The industrial term for this problem is Watermelon Metrics; A situation where individual dashboards look green, but the overall performance is broken and red inside. Unlike a watermelon that you can dissect to find the Red, examining metrics isn’t easy because software engineers may not have collected metrics to the appropriate level of richness.
It leads to the paradox of foreplanning into what precise dissection may be needed at a later point in time.
While this problem may seem novel for software systems, it is a well-known problem for other engineering domains. The engineering industry has spent a lot of time and money researching principles and practices that engineers must follow for smooth and reliable assembly lines and machinery operations. One such technique is Observability, a measure of how well one can infer the internal states purely based on its output by looking at the system as a whole and not just the individual components.
Each team views an architecture from its perspective and has its own set of questions. The ability to answer these questions without a code-change for each specific question makes a system Observable. The source of truth for these answers is not restricted to just one, but a combination of Logs, Metrics, traces, policies, changelogs, deployments, and many more.
Here are everyday questions that generally take a war-room effort to get the answers.
What other services are impacted?
What is going wrong?
Is this happening somewhere else?
Did we deploy something?
Is the <external API> impacting us?
It’s Kafka. Right?
What’s the reason for this increased error rate?
Did we get a page?
Something is wrong. We had a massive spike of alerts
The core problem is being able to answer these questions as fast as possible.
Observability is not just about being able to ask questions to your systems.

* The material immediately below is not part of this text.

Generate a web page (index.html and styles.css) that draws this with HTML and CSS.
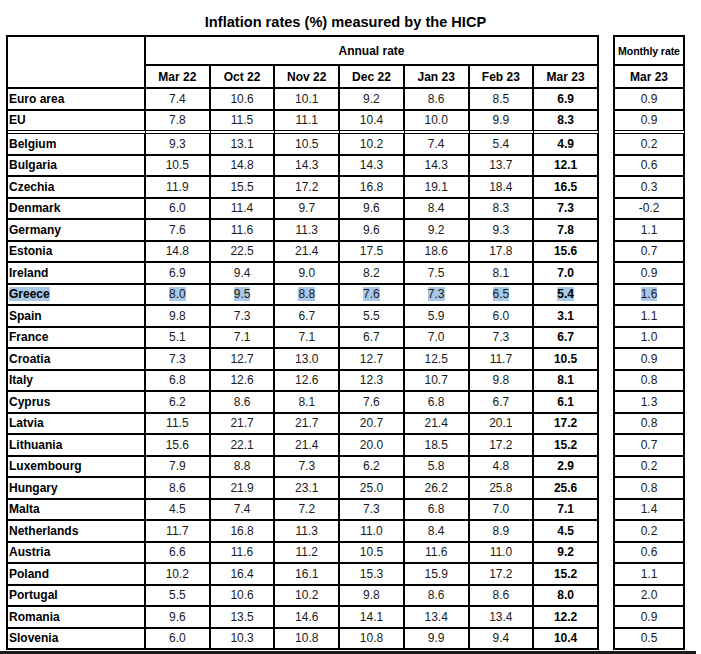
FILE: index.html
```html
<!DOCTYPE html>
<html lang="en">
<head>
<meta charset="utf-8">
<title>Inflation rates (%) measured by the HICP</title>
<link rel="stylesheet" href="styles.css">
</head>
<body>
<div class="page">
  <h1 class="title">Inflation rates (%) measured by the HICP</h1>
  <div class="tables">
    <table class="grid main">
      <colgroup><col class="c-country"><col><col><col><col><col><col><col></colgroup>
      <thead>
        <tr class="h1"><th rowspan="2" class="corner"></th><th colspan="7" class="group">Annual rate</th></tr>
        <tr class="h2"><th>Mar 22</th><th>Oct 22</th><th>Nov 22</th><th>Dec 22</th><th>Jan 23</th><th>Feb 23</th><th>Mar 23</th></tr>
      </thead>
      <tbody>
        <tr><th>Euro area</th><td>7.4</td><td>10.6</td><td>10.1</td><td>9.2</td><td>8.6</td><td>8.5</td><td class="b">6.9</td></tr>
        <tr class="sep"><th>EU</th><td>7.8</td><td>11.5</td><td>11.1</td><td>10.4</td><td>10.0</td><td>9.9</td><td class="b">8.3</td></tr>
        <tr><th>Belgium</th><td>9.3</td><td>13.1</td><td>10.5</td><td>10.2</td><td>7.4</td><td>5.4</td><td class="b">4.9</td></tr>
        <tr><th>Bulgaria</th><td>10.5</td><td>14.8</td><td>14.3</td><td>14.3</td><td>14.3</td><td>13.7</td><td class="b">12.1</td></tr>
        <tr><th>Czechia</th><td>11.9</td><td>15.5</td><td>17.2</td><td>16.8</td><td>19.1</td><td>18.4</td><td class="b">16.5</td></tr>
        <tr><th>Denmark</th><td>6.0</td><td>11.4</td><td>9.7</td><td>9.6</td><td>8.4</td><td>8.3</td><td class="b">7.3</td></tr>
        <tr><th>Germany</th><td>7.6</td><td>11.6</td><td>11.3</td><td>9.6</td><td>9.2</td><td>9.3</td><td class="b">7.8</td></tr>
        <tr><th>Estonia</th><td>14.8</td><td>22.5</td><td>21.4</td><td>17.5</td><td>18.6</td><td>17.8</td><td class="b">15.6</td></tr>
        <tr><th>Ireland</th><td>6.9</td><td>9.4</td><td>9.0</td><td>8.2</td><td>7.5</td><td>8.1</td><td class="b">7.0</td></tr>
        <tr class="sel"><th><span class="hl">Greece</span></th><td><span class="hl">8.0</span></td><td><span class="hl">9.5</span></td><td><span class="hl">8.8</span></td><td><span class="hl">7.6</span></td><td><span class="hl">7.3</span></td><td><span class="hl">6.5</span></td><td class="b"><span class="hl">5.4</span></td></tr>
        <tr><th>Spain</th><td>9.8</td><td>7.3</td><td>6.7</td><td>5.5</td><td>5.9</td><td>6.0</td><td class="b">3.1</td></tr>
        <tr><th>France</th><td>5.1</td><td>7.1</td><td>7.1</td><td>6.7</td><td>7.0</td><td>7.3</td><td class="b">6.7</td></tr>
        <tr><th>Croatia</th><td>7.3</td><td>12.7</td><td>13.0</td><td>12.7</td><td>12.5</td><td>11.7</td><td class="b">10.5</td></tr>
        <tr><th>Italy</th><td>6.8</td><td>12.6</td><td>12.6</td><td>12.3</td><td>10.7</td><td>9.8</td><td class="b">8.1</td></tr>
        <tr><th>Cyprus</th><td>6.2</td><td>8.6</td><td>8.1</td><td>7.6</td><td>6.8</td><td>6.7</td><td class="b">6.1</td></tr>
        <tr><th>Latvia</th><td>11.5</td><td>21.7</td><td>21.7</td><td>20.7</td><td>21.4</td><td>20.1</td><td class="b">17.2</td></tr>
        <tr><th>Lithuania</th><td>15.6</td><td>22.1</td><td>21.4</td><td>20.0</td><td>18.5</td><td>17.2</td><td class="b">15.2</td></tr>
        <tr><th>Luxembourg</th><td>7.9</td><td>8.8</td><td>7.3</td><td>6.2</td><td>5.8</td><td>4.8</td><td class="b">2.9</td></tr>
        <tr><th>Hungary</th><td>8.6</td><td>21.9</td><td>23.1</td><td>25.0</td><td>26.2</td><td>25.8</td><td class="b">25.6</td></tr>
        <tr><th>Malta</th><td>4.5</td><td>7.4</td><td>7.2</td><td>7.3</td><td>6.8</td><td>7.0</td><td class="b">7.1</td></tr>
        <tr><th>Netherlands</th><td>11.7</td><td>16.8</td><td>11.3</td><td>11.0</td><td>8.4</td><td>8.9</td><td class="b">4.5</td></tr>
        <tr><th>Austria</th><td>6.6</td><td>11.6</td><td>11.2</td><td>10.5</td><td>11.6</td><td>11.0</td><td class="b">9.2</td></tr>
        <tr><th>Poland</th><td>10.2</td><td>16.4</td><td>16.1</td><td>15.3</td><td>15.9</td><td>17.2</td><td class="b">15.2</td></tr>
        <tr><th>Portugal</th><td>5.5</td><td>10.6</td><td>10.2</td><td>9.8</td><td>8.6</td><td>8.6</td><td class="b">8.0</td></tr>
        <tr><th>Romania</th><td>9.6</td><td>13.5</td><td>14.6</td><td>14.1</td><td>13.4</td><td>13.4</td><td class="b">12.2</td></tr>
        <tr><th>Slovenia</th><td>6.0</td><td>10.3</td><td>10.8</td><td>10.8</td><td>9.9</td><td>9.4</td><td class="b">10.4</td></tr>
      </tbody>
    </table>

    <table class="grid monthly">
      <thead>
        <tr class="h1"><th class="group small">Monthly rate</th></tr>
        <tr class="h2"><th>Mar 23</th></tr>
      </thead>
      <tbody>
        <tr><td>0.9</td></tr>
        <tr class="sep"><td>0.9</td></tr>
        <tr><td>0.2</td></tr>
        <tr><td>0.6</td></tr>
        <tr><td>0.3</td></tr>
        <tr><td>-0.2</td></tr>
        <tr><td>1.1</td></tr>
        <tr><td>0.7</td></tr>
        <tr><td>0.9</td></tr>
        <tr class="sel"><td><span class="hl">1.6</span></td></tr>
        <tr><td>1.1</td></tr>
        <tr><td>1.0</td></tr>
        <tr><td>0.9</td></tr>
        <tr><td>0.8</td></tr>
        <tr><td>1.3</td></tr>
        <tr><td>0.8</td></tr>
        <tr><td>0.7</td></tr>
        <tr><td>0.2</td></tr>
        <tr><td>0.8</td></tr>
        <tr><td>1.4</td></tr>
        <tr><td>0.2</td></tr>
        <tr><td>0.6</td></tr>
        <tr><td>1.1</td></tr>
        <tr><td>2.0</td></tr>
        <tr><td>0.9</td></tr>
        <tr><td>0.5</td></tr>
      </tbody>
    </table>
  </div>
  <div class="crop-edge"></div>
</div>
</body>
</html>
```

FILE: styles.css
```css
html, body {
  margin: 0;
  padding: 0;
  background: #ffffff;
}

body {
  font-family: "Liberation Sans", Arial, sans-serif;
  color: #111111;
  overflow: hidden;
}

.page {
  padding-left: 6px;
  width: 679px;
}

.title {
  margin: 0 0 4px 0;
  padding-top: 14px;
  font-size: 14.6px;
  line-height: 17px;
  font-weight: bold;
  text-align: center;
  color: #000;
}

.tables {
  display: flex;
  align-items: flex-start;
  gap: 14px;
}

.grid {
  border-collapse: separate;
  border-spacing: 0;
  table-layout: fixed;
  border-top: 2px solid #000;
  border-left: 2px solid #000;
}

.main {
  width: 593px;
}

.monthly {
  width: 72px;
}

.c-country {
  width: 138px;
}

.grid th,
.grid td {
  border-right: 2px solid #000;
  border-bottom: 2px solid #000;
  padding: 0;
  height: 19.5px;
  font-size: 12px;
  line-height: 14px;
  text-align: center;
  vertical-align: middle;
  white-space: nowrap;
}

.grid td {
  font-weight: normal;
  color: #1a1a1a;
}

.grid tbody th {
  text-align: left;
  padding-left: 1px;
  font-weight: bold;
  color: #000;
}

.grid thead th {
  font-weight: bold;
  color: #000;
}

.grid .h1 th {
  height: 27px;
}

.grid .h2 th {
  height: 21px;
}

.grid th.small {
  font-size: 10.6px;
  letter-spacing: -0.1px;
}

.grid td.b {
  font-weight: bold;
  color: #000;
}

.grid tr.sep th,
.grid tr.sep td {
  border-bottom: 4px double #000;
}

.hl {
  background: #a9c9e8;
}

.crop-edge {
  margin: 1px 0 0 -6px;
  width: 696px;
  height: 4px;
  background: #1b1b1b;
}
```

Its also about getting those answers in minutes and not hours.
How do we go about doing this?
Ingest all varieties of observability pillars, be it logs, metrics, or traces.
Go above and beyond the manual analysis using dashboards and cross-hairs to detect correlations between normal and abnormal automatically.
Break the need for static thresholding that needs to be looked at constantly, instead build correlations and reliably inform the stakeholders with the correct contextual information ONLY.
Take a look at these (real) scenarios and imagine how many layers of infrastructure monitoring tools would be needed to alert on these:
An Ingress rule of a security group was altered that shuts all traffic reaching the public-facing Load Balancers. Application metrics continue to look green.
A rise in backend errors sends out at least three alerts; One for the backend, One for the proxy; and one for each dependent service, which in turn may start failing too.
The context is primarily inferior. It takes a while to figure out what services are under threat and if it’s going to break an SLO or not.
The alert fatigue is real and requires 3x expenditure in human resources.
An extremely marginal percentage (0.05%) of requests are erroring with degraded latency on a Saturday at 5 PM. While this may look normal to the naked eye, at least one of the following may also be true
It’s unusual for a Saturday at 5 PM to have this error rate.
With no increase in Daily Active Users or Concurrent users, the spike seems unreasonable.
Even a 0.05% error ratio may defeat the SLO within the next 14 minutes because a similar outage had happened on Thursday, leaving the service is left with a minimal error budget for the week.
The questions mentioned above only scratch the surface of problems, yet they require many tools and people to find the answers.
There is an additional burden that SREs (Site Reliability Engineers) need much specific knowledge and simply cannot be trained via a curriculum to have on-call maturity.
A typical monitoring landscape
Last9 plugs into existing data sources like Cloud Audit Trails, logs, and metrics of standard components, deployment, and change events. With next to no code changes, Last9 builds a temporal knowledge graph that tracks resources and relationships, allowing its users to deal with Services and not servers.
All of this data is classified per service and passed through change intelligence and correlation engines to automate and speed up the tedious process of finding cascading anomalies and root causes. To learn more about how we do this, we have a detailed technical whitepaper about our solution.
It is well established that when operational data is utilized the right way, it can massively improve.
Customer experience, retention
Developer productivity
Operational costs
In times like these, when the average attention span of online users is now comparable to that of a Goldfish, the Reliability of operations can be a massive differentiating feature of your business!